Hello, and thank you for allowing me to this forum with this question.
Background
I am a UK resident and employee, salary in range of £40-50k and I have never been told I have to complete a self assessment. Since 2017 I have been receiving Restricted Stock Awards from my employer as part of an employee retention scheme, these vested annually over a three year period with a new allocation being added each year. When this started my employer was a Private company, and the shares could not be traded but were given a nominal value of around $8-10 per share, but with the hope of if we turned public then they would then be worth something.
On October 2020 our company announced a merger with a Public company on the NYSE, the merger completed in March 2021.
My main question is below
My 2021 RSA's vested as normal on 1st Jan 2021, and the merger completed in March 2021, upon which my vested and unvested shares got converted to match their value in shares in the public trading company.
Last week I received a notification from our finance department that my RSA's that vested on 1/1/21 were now being treated as Readibly Convertable Assets at the rate of their new value that occured when the merger completed in March 22 due to the signing of the merger agreement on October 2021, and there I now owed around £4k in Tax on that vesting. The company has paid this amount to the HMRC and are now asking me for it. They say the decision to treat them as RCA's came from advice from P.W.C. who I assume is Price Waterman Coopers.
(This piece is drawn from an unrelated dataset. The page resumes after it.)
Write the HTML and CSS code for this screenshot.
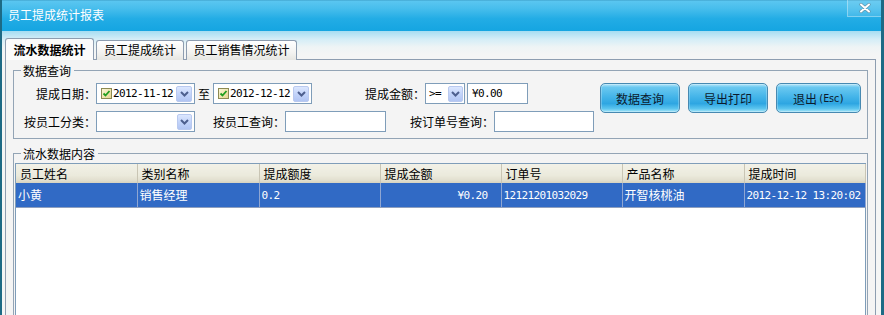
FILE: index.html
```html
<!DOCTYPE html>
<html lang="zh-CN">
<head>
<meta charset="utf-8">
<title>员工提成统计报表</title>
<link rel="stylesheet" href="styles.css">
</head>
<body>
<div class="window">
  <div class="titlebar">
    <span class="title">员工提成统计报表</span>
    <div class="close">
      <svg width="12" height="10" viewBox="0 0 12 10"><path d="M2 1.5 L10 8.5 M10 1.5 L2 8.5" fill="none" stroke="#5f8fa6" stroke-width="3.2" stroke-linecap="round"/><path d="M2 1.5 L10 8.5 M10 1.5 L2 8.5" fill="none" stroke="#ffffff" stroke-width="2" stroke-linecap="round"/></svg>
    </div>
  </div>
  <div class="client">
    <div class="tabs">
      <div class="tab tab-1">流水数据统计</div>
      <div class="tab tab-2">员工提成统计</div>
      <div class="tab tab-3">员工销售情况统计</div>
    </div>
    <div class="panel">
      <fieldset class="group group-query">
        <legend>数据查询</legend>
        <div class="query-body">
          <div class="form">
            <div class="row">
              <span class="lbl w82">提成日期：</span>
              <div class="field date w99">
                <span class="check"><svg width="9" height="9" viewBox="0 0 9 9"><path d="M1.5 4.5 L3.5 6.5 L7.5 2" fill="none" stroke="#1f9e1f" stroke-width="1.8"/></svg></span>
                <span class="num">2012-11-12</span>
                <span class="drop"><svg width="9" height="6" viewBox="0 0 9 6"><path d="M1 1 L4.5 4.5 L8 1" fill="none" stroke="#4d5f8e" stroke-width="2"/></svg></span>
              </div>
              <span class="lbl to">至</span>
              <div class="field date w99">
                <span class="check"><svg width="9" height="9" viewBox="0 0 9 9"><path d="M1.5 4.5 L3.5 6.5 L7.5 2" fill="none" stroke="#1f9e1f" stroke-width="1.8"/></svg></span>
                <span class="num">2012-12-12</span>
                <span class="drop"><svg width="9" height="6" viewBox="0 0 9 6"><path d="M1 1 L4.5 4.5 L8 1" fill="none" stroke="#4d5f8e" stroke-width="2"/></svg></span>
              </div>
              <span class="lbl w113">提成金额：</span>
              <div class="field op w40">
                <span class="num">&gt;=</span>
                <span class="drop drop-op"><svg width="9" height="6" viewBox="0 0 9 6"><path d="M1 1 L4.5 4.5 L8 1" fill="none" stroke="#4d5f8e" stroke-width="2"/></svg></span>
              </div>
              <div class="field money w61"><span class="num">¥0.00</span></div>
            </div>
            <div class="row">
              <span class="lbl w82">按员工分类：</span>
              <div class="field combo w99">
                <span class="drop drop-cb"><svg width="9" height="6" viewBox="0 0 9 6"><path d="M1 1 L4.5 4.5 L8 1" fill="none" stroke="#4d5f8e" stroke-width="2"/></svg></span>
              </div>
              <span class="lbl w90">按员工查询：</span>
              <div class="field w101"></div>
              <span class="lbl w108">按订单号查询：</span>
              <div class="field w100"></div>
            </div>
          </div>
          <div class="buttons">
            <div class="btn w80">数据查询</div>
            <div class="btn w80">导出打印</div>
            <div class="btn w85">退出<span class="esc">(Esc)</span></div>
          </div>
        </div>
      </fieldset>
      <fieldset class="group group-data">
        <legend>流水数据内容</legend>
        <div class="listview">
          <table>
            <colgroup>
              <col class="c121"><col class="c122"><col class="c121"><col class="c121"><col class="c121"><col class="c122"><col class="c121">
            </colgroup>
            <thead>
              <tr><th>员工姓名</th><th>类别名称</th><th>提成额度</th><th>提成金额</th><th>订单号</th><th>产品名称</th><th>提成时间</th></tr>
            </thead>
            <tbody>
              <tr class="selected">
                <td>小黄</td>
                <td>销售经理</td>
                <td><span class="num">0.2</span></td>
                <td class="right"><span class="num">¥0.20</span></td>
                <td><span class="num">12121201032029</span></td>
                <td>开智核桃油</td>
                <td><span class="num">2012-12-12 13:20:02</span></td>
              </tr>
            </tbody>
          </table>
        </div>
      </fieldset>
    </div>
  </div>
</div>
</body>
</html>
```

FILE: styles.css
```css
* { box-sizing: border-box; }
html, body { margin: 0; padding: 0; }
body {
  width: 884px;
  height: 315px;
  overflow: hidden;
  font-family: "Noto Sans CJK SC", "Noto Sans", sans-serif;
  font-size: 12px;
  color: #000;
  background: #f4f4f4;
}
.window {
  width: 884px;
  height: 315px;
  border-left: 2px solid #1d6a85;
  border-right: 3px solid #1d6a85;
  overflow: hidden;
  background: #f4f4f4;
  display: flex;
  flex-direction: column;
}
.titlebar {
  height: 31px;
  flex: none;
  display: flex;
  justify-content: space-between;
  align-items: center;
  padding-left: 6px;
  background: linear-gradient(to bottom, #3b9cc6 0, #5ac6f0 1px, #46bdec 9px, #22ace5 19px, #15a5e1 31px);
}
.title { color: #fff; line-height: 16px; margin-top: -1px; }
.close {
  align-self: flex-start;
  width: 34px;
  height: 17px;
  display: flex;
  align-items: center;
  justify-content: center;
  border-left: 1px solid rgba(255,255,255,.35);
  border-bottom: 1px solid rgba(255,255,255,.35);
  background: rgba(255,255,255,.1);
}
.client {
  flex: 1;
  padding: 7px 5px 0 3px;
  background: linear-gradient(to bottom, #a6ddf2 0, #d3edf7 8px, #eef4f5 16px, #f4f5f5 24px);
}
.tabs { display: flex; align-items: flex-end; height: 22px; }
.tab {
  height: 20px;
  line-height: 18px;
  text-align: center;
  border: 1px solid #8d9db0;
  border-bottom: none;
  border-radius: 3px 3px 0 0;
  background: linear-gradient(to bottom, #ffffff, #f3f3f1 60%, #e6e6e2);
  margin-left: 2px;
  white-space: nowrap;
}
.tab-1 {
  width: 89px;
  height: 22px;
  line-height: 21px;
  margin-left: 0;
  font-weight: bold;
  background: #fbfbfb;
  position: relative;
  z-index: 1;
}
.tab-2 { width: 88px; }
.tab-3 { width: 111px; }
.panel {
  margin-top: -1px;
  height: 270px;
  border: 1px solid #8d9db0;
  background: #f4f4f4;
  padding: 2px 7px 0 7px;
}
.group {
  margin: 0;
  padding: 0 0 6px 0;
  border: 1px solid #93a4b5;
  min-width: 0;
}
.group legend {
  margin-left: 7px;
  padding: 0 3px 0 2px;
  line-height: 17px;
  font-size: 12px;
}
.query-body { display: flex; margin-top: 4px; }
.form { width: 586px; display: flex; flex-direction: column; gap: 7px; }
.row { display: flex; height: 21px; align-items: center; }
.lbl { flex: none; text-align: right; white-space: nowrap; line-height: 21px; }
.lbl.to { width: 18px; text-align: center; }
.w82 { width: 82px; }
.w90 { width: 90px; }
.w108 { width: 108px; }
.w113 { width: 113px; }
.field {
  flex: none;
  height: 21px;
  border: 1px solid #7f9db9;
  background: #fff;
  display: flex;
  align-items: center;
}
.w40 { width: 40px; }
.w61 { width: 61px; }
.w99 { width: 99px; }
.w100 { width: 100px; }
.w101 { width: 101px; }
.date { padding-left: 4px; }
.check {
  flex: none;
  width: 11px;
  height: 11px;
  border: 1px solid #8d8a52;
  background: linear-gradient(135deg, #fbf6d6, #e4d690);
  display: flex;
  align-items: center;
  justify-content: center;
  margin-right: 1px;
}
.num {
  font-family: "DejaVu Sans Mono", "Liberation Mono", monospace;
  font-size: 11px;
  letter-spacing: -0.62px;
  white-space: nowrap;
}
.drop {
  flex: none;
  margin-left: auto;
  margin-right: 2px;
  width: 16px;
  height: 16px;
  border: 1px solid #b9c9ef;
  border-radius: 2px;
  background: linear-gradient(to bottom, #dce7fe, #c3d4fa 50%, #b1c5f3);
  display: flex;
  align-items: center;
  justify-content: center;
}
.op { padding-left: 3px; }
.drop-op { width: 15px; margin-right: 1px; }
.drop-cb { width: 15px; }
.money { margin-left: 2px; padding-left: 4px; }
.buttons { display: flex; gap: 8px; height: 30px; }
.btn {
  height: 30px;
  border: 1px solid #4789b1;
  border-radius: 5px;
  background: linear-gradient(to bottom, #b5e6f9 0, #6ac8f0 12%, #45b5e9 45%, #2ea6e2 70%, #5cc5ef 88%, #a9e6f8 100%);
  box-shadow: inset 0 0 0 1px rgba(255,255,255,.25);
  display: flex;
  align-items: center;
  justify-content: center;
  color: #0c1a2c;
  white-space: nowrap;
}
.w80 { width: 80px; }
.w85 { width: 85px; }
.esc { font-family: "DejaVu Sans Mono", monospace; font-size: 10px; letter-spacing: -0.8px; margin-left: 1px; }
.group-data { margin-top: 6px; height: 200px; }
.listview {
  margin: 1px 1px 0 1px;
  border: 1px solid #7f9db9;
  background: #fff;
  height: 190px;
}
.listview table {
  border-collapse: collapse;
  table-layout: fixed;
  width: 849px;
}
.c121 { width: 121px; }
.c122 { width: 122px; }
.listview th {
  height: 19px;
  padding: 0 4px;
  font-weight: normal;
  text-align: left;
  white-space: nowrap;
  background: linear-gradient(to bottom, #f2f1e7 0, #ebeadc 60%, #e2dfcf 85%, #d6d2c0 100%);
  border-right: 1px solid #c9c5b4;
  line-height: 18px;
}
.listview td {
  height: 23px;
  padding: 0 2px;
  white-space: nowrap;
  overflow: hidden;
  line-height: 22px;
}
.selected td {
  background: #316ac5;
  color: #fff;
  border-right: 1px solid #8fa6d2;
  border-bottom: 1px solid #8e9fbe;
}
.listview td.right { text-align: right; padding-right: 13px; }
```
I would like to know if the shares being treated this way is in line with normal UK TAX law/requirements. I feel that as I was still unable to trade in those shares at the time, and the deal was not completed till Mar 21 makes this a little unfair.
My 2022 vesting shares were dealt with for Tax by them taking away a % to pay the PAYE and NIC which I understand and am happy with, but I do not feel comfortable with the decision on the 21 vesting and need some advice.